## YOUR OBJECTIVE
The listing below must be repeated word for word, with its images excluded.

## DATASET CONTENT
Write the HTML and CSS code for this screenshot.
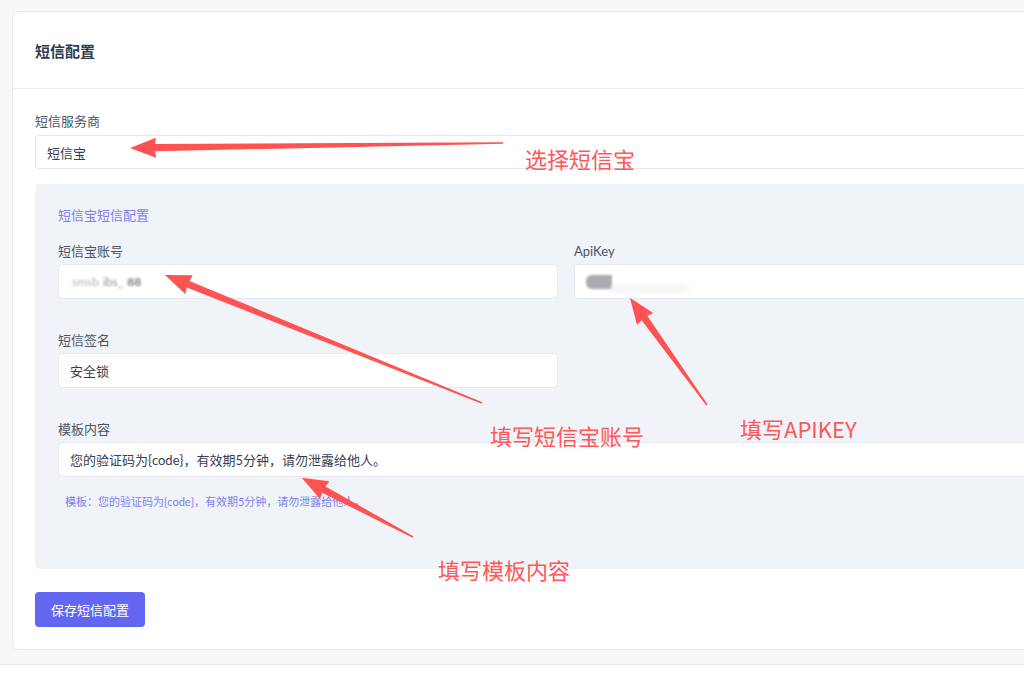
FILE: index.html
```html
<!DOCTYPE html>
<html lang="zh-CN">
<head>
<meta charset="utf-8">
<title>短信配置</title>
<link rel="stylesheet" href="styles.css">
</head>
<body>
<div class="page">
  <div class="card">
    <div class="card-header"><h2 class="card-title">短信配置</h2></div>
    <div class="card-body">
      <div class="field">
        <label class="label">短信服务商</label>
        <div class="select">短信宝</div>
      </div>
      <div class="panel">
        <div class="panel-title">短信宝短信配置</div>
        <div class="grid">
          <div class="field">
            <label class="label">短信宝账号</label>
            <div class="input"><span class="blur-text">smsb<b>ibs_</b><i>88</i></span></div>
          </div>
          <div class="field">
            <label class="label">ApiKey</label>
            <div class="input"><span class="blur-box"></span><span class="blur-faint"></span></div>
          </div>
          <div class="field">
            <label class="label">短信签名</label>
            <div class="input">安全锁</div>
          </div>
          <div></div>
          <div class="field wide">
            <label class="label">模板内容</label>
            <div class="input">您的验证码为{code}，有效期5分钟，请勿泄露给他人。</div>
            <p class="hint">模板：您的验证码为{code}，有效期5分钟，请勿泄露给他人。</p>
          </div>
        </div>
      </div>
      <button class="btn">保存短信配置</button>
    </div>
  </div>
</div>
<div class="overlay">
  <svg class="arrows" width="1024" height="679" viewBox="0 0 1024 679">
    <g fill="#ff5252">
      <polygon transform="translate(503 143) rotate(179.23)" points="0,-0.8 348,-3.6 347,-10 373,0 347,10 348,3.6 0,0.8"/>
      <polygon transform="translate(482 403) rotate(-158)" points="0,-0.8 317,-3.6 316,-10 342,0 316,10 317,3.6 0,0.8"/>
      <polygon transform="translate(707 405) rotate(-125.74)" points="0,-0.8 107,-3.6 106,-10 132,0 106,10 107,3.6 0,0.8"/>
      <polygon transform="translate(413 537) rotate(-152)" points="0,-0.8 101,-3.6 100,-10 126,0 100,10 101,3.6 0,0.8"/>
    </g>
  </svg>
  <span class="note note-1">选择短信宝</span>
  <span class="note note-2">填写短信宝账号</span>
  <span class="note note-3">填写APIKEY</span>
  <span class="note note-4">填写模板内容</span>
</div>
</body>
</html>
```
FILE: styles.css
```css
html, body {
  margin: 0;
  padding: 0;
  overflow: hidden;
  background: #ffffff;
}
body {
  font-family: Lato, "Noto Sans CJK SC", sans-serif;
  color: #374151;
  width: 1024px;
  height: 679px;
  position: relative;
}
.page {
  background: #f7f8fa;
  padding: 11px 0 14px 12px;
  border-bottom: 1px solid #e6e9ee;
  width: 1200px;
}
.card {
  background: #fff;
  border: 1px solid #e6e9ef;
  border-radius: 6px;
  width: 1120px;
}
.card-header {
  height: 76px;
  display: flex;
  align-items: center;
  padding: 0 22px;
  border-bottom: 1px solid #e8ebf0;
}
.card-title {
  margin: 0;
  font-size: 15px;
  font-weight: 700;
  color: #2f3a4c;
}
.card-body {
  padding: 23px 22px 22px;
}
.field {
  display: flex;
  flex-direction: column;
}
.label {
  font-size: 13px;
  line-height: 18px;
  color: #4b5563;
  margin-bottom: 5px;
}
.select {
  height: 32px;
  border: 1px solid #e5e8ee;
  border-radius: 4px;
  display: flex;
  align-items: center;
  padding: 0 11px;
  font-size: 13px;
  color: #374151;
}
.panel {
  margin-top: 15px;
  background: #f0f3f8;
  border-radius: 5px;
  padding: 22px 23px 59px;
}
.panel-title {
  font-size: 13px;
  line-height: 18px;
  color: #7b7ff3;
  margin-bottom: 18px;
}
.grid {
  display: grid;
  grid-template-columns: 500px 1fr;
  column-gap: 16px;
  row-gap: 32px;
}
.grid .label {
  margin-bottom: 4px;
}
.wide {
  grid-column: 1 / -1;
}
.input {
  height: 33px;
  background: #fff;
  border: 1px solid #e6e9f0;
  border-radius: 5px;
  display: flex;
  align-items: center;
  padding: 0 11px;
  font-size: 13px;
  color: #374151;
}
.blur-text {
  color: #b0b3ba;
  filter: blur(1.2px);
  font-size: 12px;
  padding-left: 2px;
}
.blur-text b {
  font-weight: 400;
  color: #8d9098;
  margin: 0 4px;
}
.blur-text i {
  font-style: normal;
  color: #7d8088;
  font-weight: 700;
}
.blur-box {
  width: 26px;
  height: 14px;
  background: #a9abb0;
  border-radius: 6px 0 0 6px;
  filter: blur(1.2px);
}
.blur-faint {
  width: 76px;
  height: 8px;
  background: #f5f6f8;
  filter: blur(2px);
  margin-top: 14px;
}
.hint {
  margin: 17px 0 0 7px;
  font-size: 11px;
  line-height: 16px;
  color: #7b7ff3;
}
.btn {
  margin-top: 23px;
  width: 110px;
  height: 35px;
  background: #6366f1;
  color: #fff;
  border: none;
  border-radius: 4px;
  font-family: Lato, "Noto Sans CJK SC", sans-serif;
  font-size: 13px;
  display: block;
}
.overlay {
  position: absolute;
  left: 0;
  top: 0;
  width: 1024px;
  height: 679px;
  pointer-events: none;
}
.arrows {
  position: absolute;
  left: 0;
  top: 0;
}
.note {
  position: absolute;
  font-family: "Noto Sans CJK SC", sans-serif;
  font-size: 22px;
  line-height: 26px;
  color: #ff5757;
  white-space: nowrap;
}
.note-1 { left: 525px; top: 145px; }
.note-2 { left: 490px; top: 422px; }
.note-3 { left: 740px; top: 415px; }
.note-4 { left: 438px; top: 556px; }
```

## COMPLETED EXERCISE
Write the HTML and CSS code for this screenshot.
FILE: index.html
```html
<!DOCTYPE html>
<html lang="zh-CN">
<head>
<meta charset="utf-8">
<title>短信配置</title>
<link rel="stylesheet" href="styles.css">
</head>
<body>
<div class="page">
  <div class="card">
    <div class="card-header"><h2 class="card-title">短信配置</h2></div>
    <div class="card-body">
      <div class="field">
        <label class="label">短信服务商</label>
        <div class="select">短信宝</div>
      </div>
      <div class="panel">
        <div class="panel-title">短信宝短信配置</div>
        <div class="grid">
          <div class="field">
            <label class="label">短信宝账号</label>
            <div class="input"><span class="blur-text">smsb<b>ibs_</b><i>88</i></span></div>
          </div>
          <div class="field">
            <label class="label">ApiKey</label>
            <div class="input"><span class="blur-box"></span><span class="blur-faint"></span></div>
          </div>
          <div class="field">
            <label class="label">短信签名</label>
            <div class="input">安全锁</div>
          </div>
          <div></div>
          <div class="field wide">
            <label class="label">模板内容</label>
            <div class="input">您的验证码为{code}，有效期5分钟，请勿泄露给他人。</div>
            <p class="hint">模板：您的验证码为{code}，有效期5分钟，请勿泄露给他人。</p>
          </div>
        </div>
      </div>
      <button class="btn">保存短信配置</button>
    </div>
  </div>
</div>
<div class="overlay">
  <svg class="arrows" width="1024" height="679" viewBox="0 0 1024 679">
    <g fill="#ff5252">
      <polygon transform="translate(503 143) rotate(179.23)" points="0,-0.8 348,-3.6 347,-10 373,0 347,10 348,3.6 0,0.8"/>
      <polygon transform="translate(482 403) rotate(-158)" points="0,-0.8 317,-3.6 316,-10 342,0 316,10 317,3.6 0,0.8"/>
      <polygon transform="translate(707 405) rotate(-125.74)" points="0,-0.8 107,-3.6 106,-10 132,0 106,10 107,3.6 0,0.8"/>
      <polygon transform="translate(413 537) rotate(-152)" points="0,-0.8 101,-3.6 100,-10 126,0 100,10 101,3.6 0,0.8"/>
    </g>
  </svg>
  <span class="note note-1">选择短信宝</span>
  <span class="note note-2">填写短信宝账号</span>
  <span class="note note-3">填写APIKEY</span>
  <span class="note note-4">填写模板内容</span>
</div>
</body>
</html>
```
FILE: styles.css
```css
html, body {
  margin: 0;
  padding: 0;
  overflow: hidden;
  background: #ffffff;
}
body {
  font-family: Lato, "Noto Sans CJK SC", sans-serif;
  color: #374151;
  width: 1024px;
  height: 679px;
  position: relative;
}
.page {
  background: #f7f8fa;
  padding: 11px 0 14px 12px;
  border-bottom: 1px solid #e6e9ee;
  width: 1200px;
}
.card {
  background: #fff;
  border: 1px solid #e6e9ef;
  border-radius: 6px;
  width: 1120px;
}
.card-header {
  height: 76px;
  display: flex;
  align-items: center;
  padding: 0 22px;
  border-bottom: 1px solid #e8ebf0;
}
.card-title {
  margin: 0;
  font-size: 15px;
  font-weight: 700;
  color: #2f3a4c;
}
.card-body {
  padding: 23px 22px 22px;
}
.field {
  display: flex;
  flex-direction: column;
}
.label {
  font-size: 13px;
  line-height: 18px;
  color: #4b5563;
  margin-bottom: 5px;
}
.select {
  height: 32px;
  border: 1px solid #e5e8ee;
  border-radius: 4px;
  display: flex;
  align-items: center;
  padding: 0 11px;
  font-size: 13px;
  color: #374151;
}
.panel {
  margin-top: 15px;
  background: #f0f3f8;
  border-radius: 5px;
  padding: 22px 23px 59px;
}
.panel-title {
  font-size: 13px;
  line-height: 18px;
  color: #7b7ff3;
  margin-bottom: 18px;
}
.grid {
  display: grid;
  grid-template-columns: 500px 1fr;
  column-gap: 16px;
  row-gap: 32px;
}
.grid .label {
  margin-bottom: 4px;
}
.wide {
  grid-column: 1 / -1;
}
.input {
  height: 33px;
  background: #fff;
  border: 1px solid #e6e9f0;
  border-radius: 5px;
  display: flex;
  align-items: center;
  padding: 0 11px;
  font-size: 13px;
  color: #374151;
}
.blur-text {
  color: #b0b3ba;
  filter: blur(1.2px);
  font-size: 12px;
  padding-left: 2px;
}
.blur-text b {
  font-weight: 400;
  color: #8d9098;
  margin: 0 4px;
}
.blur-text i {
  font-style: normal;
  color: #7d8088;
  font-weight: 700;
}
.blur-box {
  width: 26px;
  height: 14px;
  background: #a9abb0;
  border-radius: 6px 0 0 6px;
  filter: blur(1.2px);
}
.blur-faint {
  width: 76px;
  height: 8px;
  background: #f5f6f8;
  filter: blur(2px);
  margin-top: 14px;
}
.hint {
  margin: 17px 0 0 7px;
  font-size: 11px;
  line-height: 16px;
  color: #7b7ff3;
}
.btn {
  margin-top: 23px;
  width: 110px;
  height: 35px;
  background: #6366f1;
  color: #fff;
  border: none;
  border-radius: 4px;
  font-family: Lato, "Noto Sans CJK SC", sans-serif;
  font-size: 13px;
  display: block;
}
.overlay {
  position: absolute;
  left: 0;
  top: 0;
  width: 1024px;
  height: 679px;
  pointer-events: none;
}
.arrows {
  position: absolute;
  left: 0;
  top: 0;
}
.note {
  position: absolute;
  font-family: "Noto Sans CJK SC", sans-serif;
  font-size: 22px;
  line-height: 26px;
  color: #ff5757;
  white-space: nowrap;
}
.note-1 { left: 525px; top: 145px; }
.note-2 { left: 490px; top: 422px; }
.note-3 { left: 740px; top: 415px; }
.note-4 { left: 438px; top: 556px; }
```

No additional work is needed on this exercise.